TASK
Using the listing below, extract each line that has the word "this" in it.

SOURCE RECORDS

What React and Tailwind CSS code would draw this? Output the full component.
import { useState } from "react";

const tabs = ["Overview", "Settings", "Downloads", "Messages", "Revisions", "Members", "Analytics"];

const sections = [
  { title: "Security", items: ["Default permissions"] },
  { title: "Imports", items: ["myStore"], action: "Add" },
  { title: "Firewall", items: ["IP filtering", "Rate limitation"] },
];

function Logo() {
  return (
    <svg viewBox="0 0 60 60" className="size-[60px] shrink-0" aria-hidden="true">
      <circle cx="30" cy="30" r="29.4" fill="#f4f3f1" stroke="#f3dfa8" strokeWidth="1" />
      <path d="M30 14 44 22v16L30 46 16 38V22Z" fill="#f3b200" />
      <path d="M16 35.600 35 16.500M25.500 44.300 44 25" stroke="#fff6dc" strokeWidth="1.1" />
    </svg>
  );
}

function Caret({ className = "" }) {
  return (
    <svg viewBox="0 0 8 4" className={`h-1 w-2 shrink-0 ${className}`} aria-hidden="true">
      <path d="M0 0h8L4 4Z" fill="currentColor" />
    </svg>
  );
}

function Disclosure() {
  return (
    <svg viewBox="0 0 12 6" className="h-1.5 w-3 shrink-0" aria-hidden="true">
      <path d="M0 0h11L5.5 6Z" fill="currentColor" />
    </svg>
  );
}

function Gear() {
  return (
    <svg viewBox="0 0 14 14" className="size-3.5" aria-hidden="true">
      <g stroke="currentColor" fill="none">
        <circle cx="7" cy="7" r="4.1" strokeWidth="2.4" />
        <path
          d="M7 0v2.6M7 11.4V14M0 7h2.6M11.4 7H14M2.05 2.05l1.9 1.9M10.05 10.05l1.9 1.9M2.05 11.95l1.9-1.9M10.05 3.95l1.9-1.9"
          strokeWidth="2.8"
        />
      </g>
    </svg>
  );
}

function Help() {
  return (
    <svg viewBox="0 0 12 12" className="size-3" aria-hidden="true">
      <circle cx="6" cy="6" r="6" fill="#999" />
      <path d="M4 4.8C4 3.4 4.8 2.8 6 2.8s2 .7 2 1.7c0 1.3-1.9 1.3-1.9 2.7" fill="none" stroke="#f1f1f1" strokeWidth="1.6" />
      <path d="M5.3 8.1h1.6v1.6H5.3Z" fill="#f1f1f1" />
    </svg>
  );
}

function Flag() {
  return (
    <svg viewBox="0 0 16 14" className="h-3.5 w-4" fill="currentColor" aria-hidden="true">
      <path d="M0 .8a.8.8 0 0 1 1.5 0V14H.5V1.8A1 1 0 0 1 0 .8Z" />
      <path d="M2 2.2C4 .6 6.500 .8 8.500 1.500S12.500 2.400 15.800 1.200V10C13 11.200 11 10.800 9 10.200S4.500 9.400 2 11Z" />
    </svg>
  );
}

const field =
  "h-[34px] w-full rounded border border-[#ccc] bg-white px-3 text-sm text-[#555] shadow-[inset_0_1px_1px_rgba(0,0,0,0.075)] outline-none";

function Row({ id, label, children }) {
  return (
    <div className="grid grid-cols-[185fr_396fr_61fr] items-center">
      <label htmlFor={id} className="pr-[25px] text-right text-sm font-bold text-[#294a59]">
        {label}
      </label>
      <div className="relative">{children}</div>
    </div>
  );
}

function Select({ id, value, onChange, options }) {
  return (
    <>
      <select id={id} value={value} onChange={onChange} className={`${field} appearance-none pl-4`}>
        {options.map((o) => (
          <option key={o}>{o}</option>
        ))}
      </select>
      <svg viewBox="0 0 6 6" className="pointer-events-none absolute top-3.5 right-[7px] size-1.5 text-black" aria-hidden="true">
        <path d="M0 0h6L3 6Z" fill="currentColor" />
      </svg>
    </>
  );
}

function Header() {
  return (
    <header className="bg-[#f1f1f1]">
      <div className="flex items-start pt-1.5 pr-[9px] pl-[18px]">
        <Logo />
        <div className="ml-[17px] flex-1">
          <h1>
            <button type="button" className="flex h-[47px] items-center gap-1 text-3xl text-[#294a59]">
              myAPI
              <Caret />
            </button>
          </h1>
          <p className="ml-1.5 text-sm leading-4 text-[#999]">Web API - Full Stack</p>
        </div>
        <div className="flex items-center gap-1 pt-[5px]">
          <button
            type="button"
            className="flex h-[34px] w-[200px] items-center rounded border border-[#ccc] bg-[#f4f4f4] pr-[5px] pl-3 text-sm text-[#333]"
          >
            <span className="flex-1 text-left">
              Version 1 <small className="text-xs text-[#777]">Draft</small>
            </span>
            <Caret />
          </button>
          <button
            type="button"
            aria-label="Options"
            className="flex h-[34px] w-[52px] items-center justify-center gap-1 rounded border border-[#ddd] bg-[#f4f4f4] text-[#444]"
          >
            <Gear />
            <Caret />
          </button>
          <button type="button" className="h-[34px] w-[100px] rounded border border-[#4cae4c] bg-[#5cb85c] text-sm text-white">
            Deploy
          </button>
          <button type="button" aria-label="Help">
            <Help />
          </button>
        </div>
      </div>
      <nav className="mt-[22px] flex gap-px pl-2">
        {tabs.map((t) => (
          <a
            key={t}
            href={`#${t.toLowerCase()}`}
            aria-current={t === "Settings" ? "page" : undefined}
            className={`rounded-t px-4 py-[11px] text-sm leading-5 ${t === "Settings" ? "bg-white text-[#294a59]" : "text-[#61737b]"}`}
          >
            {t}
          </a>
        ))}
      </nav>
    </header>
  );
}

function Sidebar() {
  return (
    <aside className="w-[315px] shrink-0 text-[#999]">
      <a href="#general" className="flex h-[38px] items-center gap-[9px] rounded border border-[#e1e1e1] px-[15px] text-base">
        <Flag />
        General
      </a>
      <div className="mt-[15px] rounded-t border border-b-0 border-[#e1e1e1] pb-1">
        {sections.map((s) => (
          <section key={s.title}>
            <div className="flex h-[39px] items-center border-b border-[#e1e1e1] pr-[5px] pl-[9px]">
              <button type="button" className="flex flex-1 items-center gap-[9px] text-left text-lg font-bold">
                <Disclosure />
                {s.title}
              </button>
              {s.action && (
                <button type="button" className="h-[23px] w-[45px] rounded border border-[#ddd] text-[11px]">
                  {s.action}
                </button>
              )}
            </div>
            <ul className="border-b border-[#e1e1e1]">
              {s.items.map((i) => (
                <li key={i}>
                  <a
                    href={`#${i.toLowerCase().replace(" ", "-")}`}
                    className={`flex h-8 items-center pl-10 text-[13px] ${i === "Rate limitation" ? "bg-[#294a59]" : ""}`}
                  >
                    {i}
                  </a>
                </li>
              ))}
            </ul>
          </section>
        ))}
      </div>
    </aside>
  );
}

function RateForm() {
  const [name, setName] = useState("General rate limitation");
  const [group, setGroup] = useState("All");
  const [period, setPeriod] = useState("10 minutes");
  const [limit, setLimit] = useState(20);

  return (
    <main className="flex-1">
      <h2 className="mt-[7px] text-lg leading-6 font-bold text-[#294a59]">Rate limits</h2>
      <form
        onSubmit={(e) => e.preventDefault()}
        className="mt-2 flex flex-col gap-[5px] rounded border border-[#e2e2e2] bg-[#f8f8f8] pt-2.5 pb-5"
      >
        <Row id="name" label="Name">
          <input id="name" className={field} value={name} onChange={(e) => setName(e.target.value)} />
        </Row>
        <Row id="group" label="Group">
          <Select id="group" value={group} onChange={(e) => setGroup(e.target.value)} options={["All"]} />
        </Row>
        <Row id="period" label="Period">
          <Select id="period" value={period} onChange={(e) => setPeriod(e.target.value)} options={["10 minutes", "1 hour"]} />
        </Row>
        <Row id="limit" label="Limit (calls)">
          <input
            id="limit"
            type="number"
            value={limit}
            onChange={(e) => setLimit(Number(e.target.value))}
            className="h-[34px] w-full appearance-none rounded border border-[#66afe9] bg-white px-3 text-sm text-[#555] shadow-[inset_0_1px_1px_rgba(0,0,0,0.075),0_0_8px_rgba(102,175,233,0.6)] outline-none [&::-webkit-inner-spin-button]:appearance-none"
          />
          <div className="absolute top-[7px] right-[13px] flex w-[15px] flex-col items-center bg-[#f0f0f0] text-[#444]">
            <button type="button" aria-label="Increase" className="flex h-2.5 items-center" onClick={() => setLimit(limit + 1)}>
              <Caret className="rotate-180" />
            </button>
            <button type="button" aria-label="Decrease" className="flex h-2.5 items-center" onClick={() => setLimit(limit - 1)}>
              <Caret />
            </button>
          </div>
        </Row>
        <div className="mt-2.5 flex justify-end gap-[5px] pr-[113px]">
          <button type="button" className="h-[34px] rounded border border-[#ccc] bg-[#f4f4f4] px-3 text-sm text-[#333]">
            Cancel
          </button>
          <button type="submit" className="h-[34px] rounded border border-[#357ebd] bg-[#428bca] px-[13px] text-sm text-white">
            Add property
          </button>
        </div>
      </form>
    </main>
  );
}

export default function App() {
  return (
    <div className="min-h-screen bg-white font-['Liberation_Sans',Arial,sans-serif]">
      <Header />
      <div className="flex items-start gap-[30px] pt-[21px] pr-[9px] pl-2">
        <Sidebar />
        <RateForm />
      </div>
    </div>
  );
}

--

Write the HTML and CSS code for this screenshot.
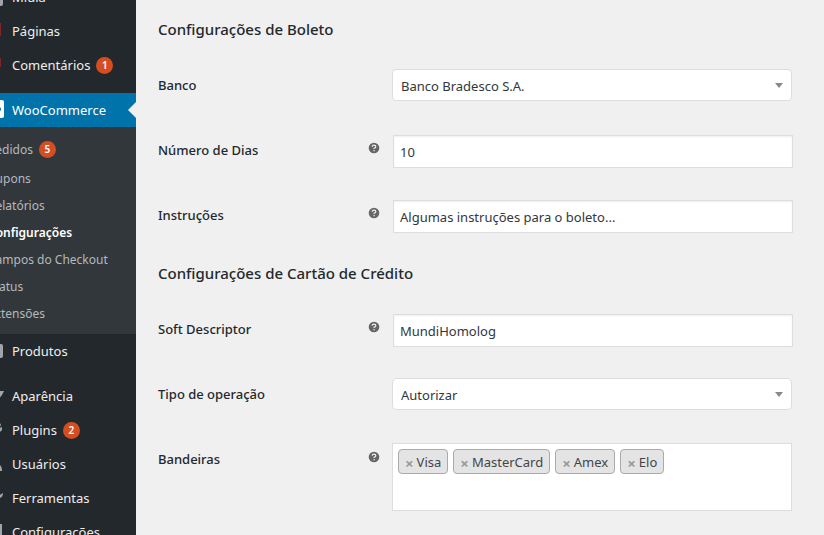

TASK RESPONSE
What React and Tailwind CSS code would draw this? Output the full component.
Write the HTML and CSS code for this screenshot.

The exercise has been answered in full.